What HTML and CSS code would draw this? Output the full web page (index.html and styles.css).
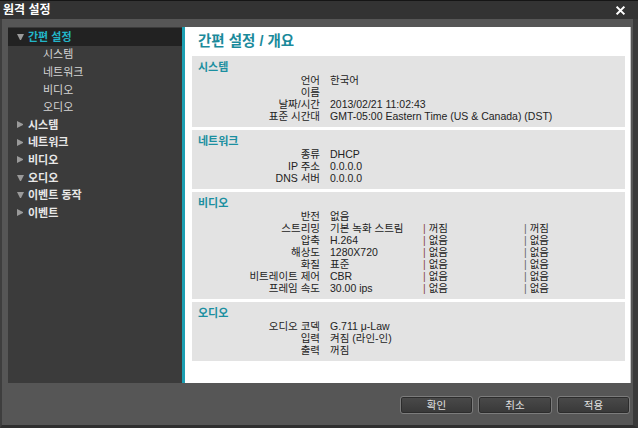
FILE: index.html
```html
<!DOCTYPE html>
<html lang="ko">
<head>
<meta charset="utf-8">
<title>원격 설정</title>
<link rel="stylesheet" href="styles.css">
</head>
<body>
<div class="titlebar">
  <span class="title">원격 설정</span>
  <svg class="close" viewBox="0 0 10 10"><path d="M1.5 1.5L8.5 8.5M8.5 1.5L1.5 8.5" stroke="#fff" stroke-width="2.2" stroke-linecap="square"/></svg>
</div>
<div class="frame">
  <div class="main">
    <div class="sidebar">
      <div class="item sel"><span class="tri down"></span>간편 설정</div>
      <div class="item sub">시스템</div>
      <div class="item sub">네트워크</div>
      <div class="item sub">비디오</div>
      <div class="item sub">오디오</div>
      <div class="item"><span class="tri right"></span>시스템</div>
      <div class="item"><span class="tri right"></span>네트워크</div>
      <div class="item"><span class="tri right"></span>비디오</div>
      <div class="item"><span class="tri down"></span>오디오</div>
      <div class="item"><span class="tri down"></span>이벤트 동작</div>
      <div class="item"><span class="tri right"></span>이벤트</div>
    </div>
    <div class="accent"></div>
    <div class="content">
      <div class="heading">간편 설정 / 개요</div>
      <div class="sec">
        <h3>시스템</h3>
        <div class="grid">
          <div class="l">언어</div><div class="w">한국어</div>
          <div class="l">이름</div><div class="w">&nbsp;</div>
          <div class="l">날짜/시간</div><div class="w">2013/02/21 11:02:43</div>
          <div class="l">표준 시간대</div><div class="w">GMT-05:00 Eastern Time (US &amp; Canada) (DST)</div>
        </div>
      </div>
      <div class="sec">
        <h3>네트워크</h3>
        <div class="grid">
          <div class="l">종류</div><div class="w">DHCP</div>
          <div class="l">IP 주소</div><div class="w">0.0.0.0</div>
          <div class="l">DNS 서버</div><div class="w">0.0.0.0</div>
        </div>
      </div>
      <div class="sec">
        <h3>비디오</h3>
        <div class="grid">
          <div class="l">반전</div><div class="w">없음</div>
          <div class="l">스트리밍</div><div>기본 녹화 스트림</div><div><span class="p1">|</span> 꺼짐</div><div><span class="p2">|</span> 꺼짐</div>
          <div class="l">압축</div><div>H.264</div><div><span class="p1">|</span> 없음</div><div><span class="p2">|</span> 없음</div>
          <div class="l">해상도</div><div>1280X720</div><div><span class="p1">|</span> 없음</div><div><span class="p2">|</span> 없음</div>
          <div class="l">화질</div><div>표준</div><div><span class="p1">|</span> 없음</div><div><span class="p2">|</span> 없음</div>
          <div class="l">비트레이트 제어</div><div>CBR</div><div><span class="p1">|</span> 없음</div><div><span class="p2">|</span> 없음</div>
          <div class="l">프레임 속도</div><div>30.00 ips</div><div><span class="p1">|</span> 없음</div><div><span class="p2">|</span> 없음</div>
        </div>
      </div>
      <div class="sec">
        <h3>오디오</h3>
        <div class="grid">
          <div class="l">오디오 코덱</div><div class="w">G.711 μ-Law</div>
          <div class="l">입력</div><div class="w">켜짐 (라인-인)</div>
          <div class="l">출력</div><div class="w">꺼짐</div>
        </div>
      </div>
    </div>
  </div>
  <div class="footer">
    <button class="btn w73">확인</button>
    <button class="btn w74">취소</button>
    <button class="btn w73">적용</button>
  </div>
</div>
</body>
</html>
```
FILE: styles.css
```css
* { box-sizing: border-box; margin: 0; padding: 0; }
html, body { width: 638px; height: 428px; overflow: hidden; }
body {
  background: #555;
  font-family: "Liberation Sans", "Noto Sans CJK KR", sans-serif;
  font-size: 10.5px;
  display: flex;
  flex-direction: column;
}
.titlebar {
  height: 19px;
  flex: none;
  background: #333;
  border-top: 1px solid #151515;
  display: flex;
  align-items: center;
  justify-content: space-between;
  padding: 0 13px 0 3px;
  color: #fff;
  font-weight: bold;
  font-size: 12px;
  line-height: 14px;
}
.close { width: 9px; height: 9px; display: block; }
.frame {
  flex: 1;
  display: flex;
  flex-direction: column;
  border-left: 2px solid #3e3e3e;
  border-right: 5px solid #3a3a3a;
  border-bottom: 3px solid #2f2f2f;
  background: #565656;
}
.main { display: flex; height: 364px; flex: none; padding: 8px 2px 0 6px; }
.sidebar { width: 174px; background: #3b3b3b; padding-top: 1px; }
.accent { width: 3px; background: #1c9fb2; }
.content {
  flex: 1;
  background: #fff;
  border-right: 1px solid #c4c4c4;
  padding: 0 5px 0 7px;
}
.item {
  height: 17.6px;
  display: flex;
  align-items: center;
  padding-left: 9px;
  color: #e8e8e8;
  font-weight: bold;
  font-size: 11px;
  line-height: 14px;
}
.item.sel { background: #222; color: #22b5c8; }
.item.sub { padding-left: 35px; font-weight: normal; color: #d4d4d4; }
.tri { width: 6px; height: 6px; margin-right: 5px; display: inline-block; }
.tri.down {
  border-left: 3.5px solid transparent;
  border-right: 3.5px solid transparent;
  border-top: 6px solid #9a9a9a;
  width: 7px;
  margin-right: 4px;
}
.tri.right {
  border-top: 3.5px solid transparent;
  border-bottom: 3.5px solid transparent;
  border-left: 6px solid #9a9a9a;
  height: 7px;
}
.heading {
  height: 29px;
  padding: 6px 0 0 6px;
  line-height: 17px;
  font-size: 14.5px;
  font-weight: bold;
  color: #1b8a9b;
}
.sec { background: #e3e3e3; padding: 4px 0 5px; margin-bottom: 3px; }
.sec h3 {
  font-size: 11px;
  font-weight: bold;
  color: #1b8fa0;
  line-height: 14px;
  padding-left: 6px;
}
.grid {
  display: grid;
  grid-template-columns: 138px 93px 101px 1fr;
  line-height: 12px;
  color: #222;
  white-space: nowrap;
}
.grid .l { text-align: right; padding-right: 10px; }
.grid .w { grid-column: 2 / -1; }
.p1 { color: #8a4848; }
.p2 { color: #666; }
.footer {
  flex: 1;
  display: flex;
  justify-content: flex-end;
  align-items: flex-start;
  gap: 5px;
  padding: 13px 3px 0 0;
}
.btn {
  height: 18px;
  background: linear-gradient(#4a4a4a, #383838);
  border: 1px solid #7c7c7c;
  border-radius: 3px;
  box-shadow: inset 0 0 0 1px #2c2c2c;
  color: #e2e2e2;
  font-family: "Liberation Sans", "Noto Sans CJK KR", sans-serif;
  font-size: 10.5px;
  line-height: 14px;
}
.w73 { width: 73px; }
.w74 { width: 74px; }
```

+++

(TASK DESCRIPTION) Omit each picture, then return all of the listing exactly as it stands.

(THE SOLUTION)
What HTML and CSS code would draw this? Output the full web page (index.html and styles.css).
FILE: index.html
```html
<!DOCTYPE html>
<html lang="ko">
<head>
<meta charset="utf-8">
<title>원격 설정</title>
<link rel="stylesheet" href="styles.css">
</head>
<body>
<div class="titlebar">
  <span class="title">원격 설정</span>
  <svg class="close" viewBox="0 0 10 10"><path d="M1.5 1.5L8.5 8.5M8.5 1.5L1.5 8.5" stroke="#fff" stroke-width="2.2" stroke-linecap="square"/></svg>
</div>
<div class="frame">
  <div class="main">
    <div class="sidebar">
      <div class="item sel"><span class="tri down"></span>간편 설정</div>
      <div class="item sub">시스템</div>
      <div class="item sub">네트워크</div>
      <div class="item sub">비디오</div>
      <div class="item sub">오디오</div>
      <div class="item"><span class="tri right"></span>시스템</div>
      <div class="item"><span class="tri right"></span>네트워크</div>
      <div class="item"><span class="tri right"></span>비디오</div>
      <div class="item"><span class="tri down"></span>오디오</div>
      <div class="item"><span class="tri down"></span>이벤트 동작</div>
      <div class="item"><span class="tri right"></span>이벤트</div>
    </div>
    <div class="accent"></div>
    <div class="content">
      <div class="heading">간편 설정 / 개요</div>
      <div class="sec">
        <h3>시스템</h3>
        <div class="grid">
          <div class="l">언어</div><div class="w">한국어</div>
          <div class="l">이름</div><div class="w">&nbsp;</div>
          <div class="l">날짜/시간</div><div class="w">2013/02/21 11:02:43</div>
          <div class="l">표준 시간대</div><div class="w">GMT-05:00 Eastern Time (US &amp; Canada) (DST)</div>
        </div>
      </div>
      <div class="sec">
        <h3>네트워크</h3>
        <div class="grid">
          <div class="l">종류</div><div class="w">DHCP</div>
          <div class="l">IP 주소</div><div class="w">0.0.0.0</div>
          <div class="l">DNS 서버</div><div class="w">0.0.0.0</div>
        </div>
      </div>
      <div class="sec">
        <h3>비디오</h3>
        <div class="grid">
          <div class="l">반전</div><div class="w">없음</div>
          <div class="l">스트리밍</div><div>기본 녹화 스트림</div><div><span class="p1">|</span> 꺼짐</div><div><span class="p2">|</span> 꺼짐</div>
          <div class="l">압축</div><div>H.264</div><div><span class="p1">|</span> 없음</div><div><span class="p2">|</span> 없음</div>
          <div class="l">해상도</div><div>1280X720</div><div><span class="p1">|</span> 없음</div><div><span class="p2">|</span> 없음</div>
          <div class="l">화질</div><div>표준</div><div><span class="p1">|</span> 없음</div><div><span class="p2">|</span> 없음</div>
          <div class="l">비트레이트 제어</div><div>CBR</div><div><span class="p1">|</span> 없음</div><div><span class="p2">|</span> 없음</div>
          <div class="l">프레임 속도</div><div>30.00 ips</div><div><span class="p1">|</span> 없음</div><div><span class="p2">|</span> 없음</div>
        </div>
      </div>
      <div class="sec">
        <h3>오디오</h3>
        <div class="grid">
          <div class="l">오디오 코덱</div><div class="w">G.711 μ-Law</div>
          <div class="l">입력</div><div class="w">켜짐 (라인-인)</div>
          <div class="l">출력</div><div class="w">꺼짐</div>
        </div>
      </div>
    </div>
  </div>
  <div class="footer">
    <button class="btn w73">확인</button>
    <button class="btn w74">취소</button>
    <button class="btn w73">적용</button>
  </div>
</div>
</body>
</html>
```
FILE: styles.css
```css
* { box-sizing: border-box; margin: 0; padding: 0; }
html, body { width: 638px; height: 428px; overflow: hidden; }
body {
  background: #555;
  font-family: "Liberation Sans", "Noto Sans CJK KR", sans-serif;
  font-size: 10.5px;
  display: flex;
  flex-direction: column;
}
.titlebar {
  height: 19px;
  flex: none;
  background: #333;
  border-top: 1px solid #151515;
  display: flex;
  align-items: center;
  justify-content: space-between;
  padding: 0 13px 0 3px;
  color: #fff;
  font-weight: bold;
  font-size: 12px;
  line-height: 14px;
}
.close { width: 9px; height: 9px; display: block; }
.frame {
  flex: 1;
  display: flex;
  flex-direction: column;
  border-left: 2px solid #3e3e3e;
  border-right: 5px solid #3a3a3a;
  border-bottom: 3px solid #2f2f2f;
  background: #565656;
}
.main { display: flex; height: 364px; flex: none; padding: 8px 2px 0 6px; }
.sidebar { width: 174px; background: #3b3b3b; padding-top: 1px; }
.accent { width: 3px; background: #1c9fb2; }
.content {
  flex: 1;
  background: #fff;
  border-right: 1px solid #c4c4c4;
  padding: 0 5px 0 7px;
}
.item {
  height: 17.6px;
  display: flex;
  align-items: center;
  padding-left: 9px;
  color: #e8e8e8;
  font-weight: bold;
  font-size: 11px;
  line-height: 14px;
}
.item.sel { background: #222; color: #22b5c8; }
.item.sub { padding-left: 35px; font-weight: normal; color: #d4d4d4; }
.tri { width: 6px; height: 6px; margin-right: 5px; display: inline-block; }
.tri.down {
  border-left: 3.5px solid transparent;
  border-right: 3.5px solid transparent;
  border-top: 6px solid #9a9a9a;
  width: 7px;
  margin-right: 4px;
}
.tri.right {
  border-top: 3.5px solid transparent;
  border-bottom: 3.5px solid transparent;
  border-left: 6px solid #9a9a9a;
  height: 7px;
}
.heading {
  height: 29px;
  padding: 6px 0 0 6px;
  line-height: 17px;
  font-size: 14.5px;
  font-weight: bold;
  color: #1b8a9b;
}
.sec { background: #e3e3e3; padding: 4px 0 5px; margin-bottom: 3px; }
.sec h3 {
  font-size: 11px;
  font-weight: bold;
  color: #1b8fa0;
  line-height: 14px;
  padding-left: 6px;
}
.grid {
  display: grid;
  grid-template-columns: 138px 93px 101px 1fr;
  line-height: 12px;
  color: #222;
  white-space: nowrap;
}
.grid .l { text-align: right; padding-right: 10px; }
.grid .w { grid-column: 2 / -1; }
.p1 { color: #8a4848; }
.p2 { color: #666; }
.footer {
  flex: 1;
  display: flex;
  justify-content: flex-end;
  align-items: flex-start;
  gap: 5px;
  padding: 13px 3px 0 0;
}
.btn {
  height: 18px;
  background: linear-gradient(#4a4a4a, #383838);
  border: 1px solid #7c7c7c;
  border-radius: 3px;
  box-shadow: inset 0 0 0 1px #2c2c2c;
  color: #e2e2e2;
  font-family: "Liberation Sans", "Noto Sans CJK KR", sans-serif;
  font-size: 10.5px;
  line-height: 14px;
}
.w73 { width: 73px; }
.w74 { width: 74px; }
```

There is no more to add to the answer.